Re: pgsql: Create a "relation mapping" infrastructure to support changing

From
Simon Riggs
Date:
On Sun, 2010-02-07 at 20:48 +0000, Tom Lane wrote:
> Log Message:
> -----------
> Create a "relation mapping" infrastructure to support changing the relfilenodes
> of shared or nailed system catalogs.  This has two key benefits:
>
> * The new CLUSTER-based VACUUM FULL can be applied safely to all catalogs.
>
> * We no longer have to use an unsafe reindex-in-place approach for reindexing
>   shared catalogs.
>
> CLUSTER on nailed catalogs now works too, although I left it disabled on
> shared catalogs because the resulting pg_index.indisclustered update would
> only be visible in one database.
>
> Since reindexing shared system catalogs is now fully transactional and
> crash-safe, the former special cases in REINDEX behavior have been removed;
> shared catalogs are treated the same as non-shared.
>
> This commit does not do anything about the recently-discussed problem of
> deadlocks between VACUUM FULL/CLUSTER on a system catalog and other
> concurrent queries; will address that in a separate patch.  As a stopgap,
> parallel_schedule has been tweaked to run vacuum.sql by itself, to avoid
> such failures during the regression tests.

Awesome!


Few questions:

We XLogFlush() in normal running, but not in recovery. Would it be
possible for the map changes to hit disk after the data changes in that
case?

What we're saying is if we process a relmap update WAL record then it
doesn't really matter whether or not we commit that transaction?

>         func.sgml (r1.500 -> r1.501)
>         (http://anoncvs.postgresql.org/cvsweb.cgi/pgsql/doc/src/sgml/func.sgml?r1=1.500&r2=1.501)

It would be useful to mention that the return value is volatile and can
change across transactions or even within a transaction, just like ctid.

>         catalogs.sgml (r2.220 -> r2.221)
>         (http://anoncvs.postgresql.org/cvsweb.cgi/pgsql/doc/src/sgml/catalogs.sgml?r1=2.220&r2=2.221)

No mention of pg_relation_filepath/filenode in there.

--
 Simon Riggs           www.2ndQuadrant.com


Re: pgsql: Create a "relation mapping" infrastructure to support changing

From
Tom Lane
Date:
Simon Riggs <simon@2ndquadrant.com> writes:
> Few questions:

> We XLogFlush() in normal running, but not in recovery.
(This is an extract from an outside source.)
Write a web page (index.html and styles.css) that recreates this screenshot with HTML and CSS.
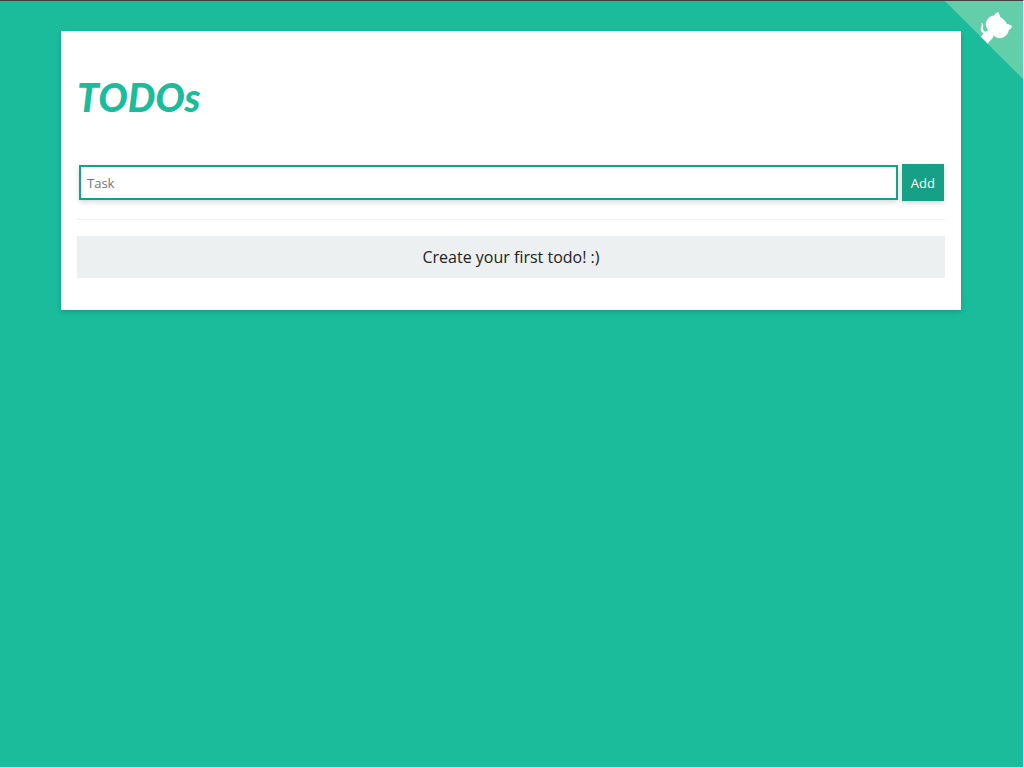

Would it be
> possible for the map changes to hit disk after the data changes in that
> case?

No, because the map change is flushed to disk on sight of the WAL record
anyway.

> What we're saying is if we process a relmap update WAL record then it
> doesn't really matter whether or not we commit that transaction?

Right.  relmap update is committed independently of the surrounding
transaction.

> It would be useful to mention that the return value is volatile and can
> change across transactions or even within a transaction, just like ctid.

Hm.  I thought it was more reasonable to treat it as "stable", which is
the normal case.  You're right that there are some corner cases where it
could change without the caller's snapshot changing, but I'm not sure
it's worth worrying about.

            regards, tom lane

Re: pgsql: Create a "relation mapping" infrastructure to support changing

From
Simon Riggs
Date:
On Sun, 2010-02-07 at 17:52 -0500, Tom Lane wrote:
>
> > It would be useful to mention that the return value is volatile and
> can change across transactions or even within a transaction, just like
> ctid.
>
> Hm.  I thought it was more reasonable to treat it as "stable", which
> is the normal case.  You're right that there are some corner cases
> where it could change without the caller's snapshot changing, but I'm
> not sure it's worth worrying about.

OK, even if its stable I think we need to mention it because it's not
obvious that the file we keep catalog data in could change name. It's a
also a change from earlier releases where that would never happen.

--
 Simon Riggs           www.2ndQuadrant.com